The crash came in 1971 and the assets were bought by Rob Walker’s group, though Jem looked after them. Three years later he was able to buy back the assets and these form the basis of the revitalised company. After pressure to restart production, he sent out a single press release three years ago and the response from this was enough to start the orders flowing again.

At first, the new generation Marcos were assembled by two men from components built by sub-contractors, but now everything which is Marcos is built in-house except for the chassis (the people making it are doing such a good job, there’s no reason to change) and the bodies which are the work of Fibreglass Applications, a firm run by ex-Marcos employee Pat Cuss. The standard of the fibreglass work is second to none. The beautifully finished body, the optional leather trim, etc are all constructed in the sheds in Westbury. In fact, the only non-British parts on a Marcos are the electric window winding units and, on some cars, the specified paint finish.

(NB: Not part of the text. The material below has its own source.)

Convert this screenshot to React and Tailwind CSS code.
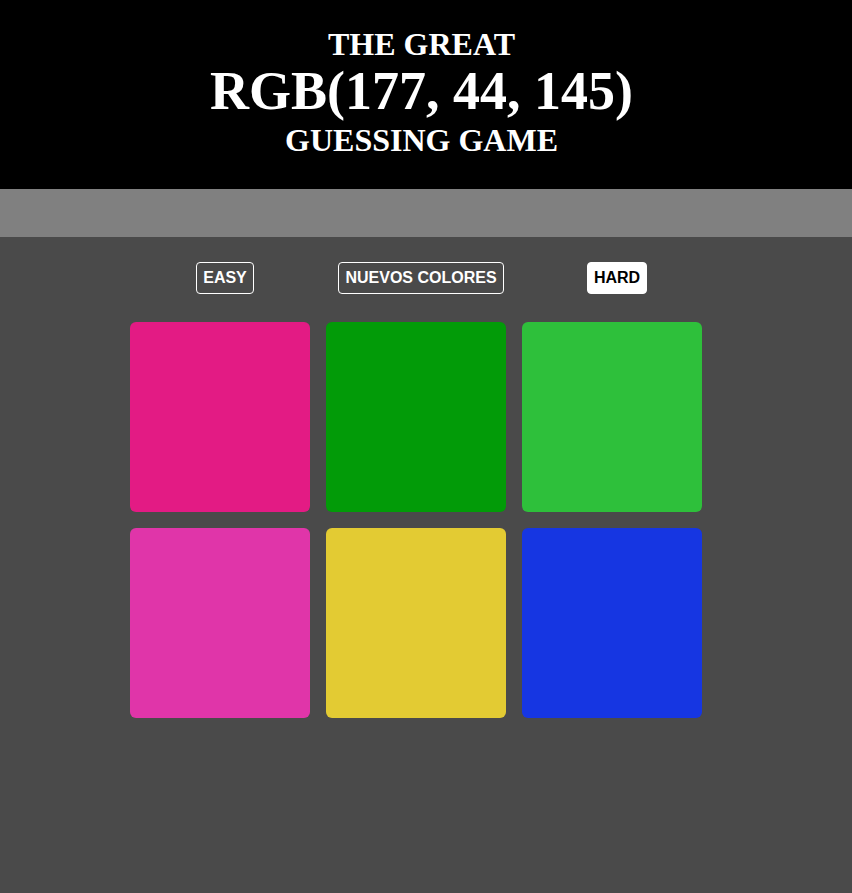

Jem’s hope that the Marcos will continue as a sort of latter-day Morgan is not a vain one. People often describe the Morgan as having “traditional” styling but it is nothing of the sort. Show a Mogan to someone living in 1908 and he’d think it science fiction time. Morgan styling is not traditional in an absolute sense, but the current Morgan derives from a company’s traditions based around a pleasing style which has a defined beginning. In a similar way, Marcos is establishing its own tradition but based around a style first conceived in 1963.

Marcos and Morgan can be bracketed, however, in that they both maintain a tradition of soundly engineered cars and motoring enjoyment. Neither are cars for Everyman but, for the lucky few, they are everything. – M.L.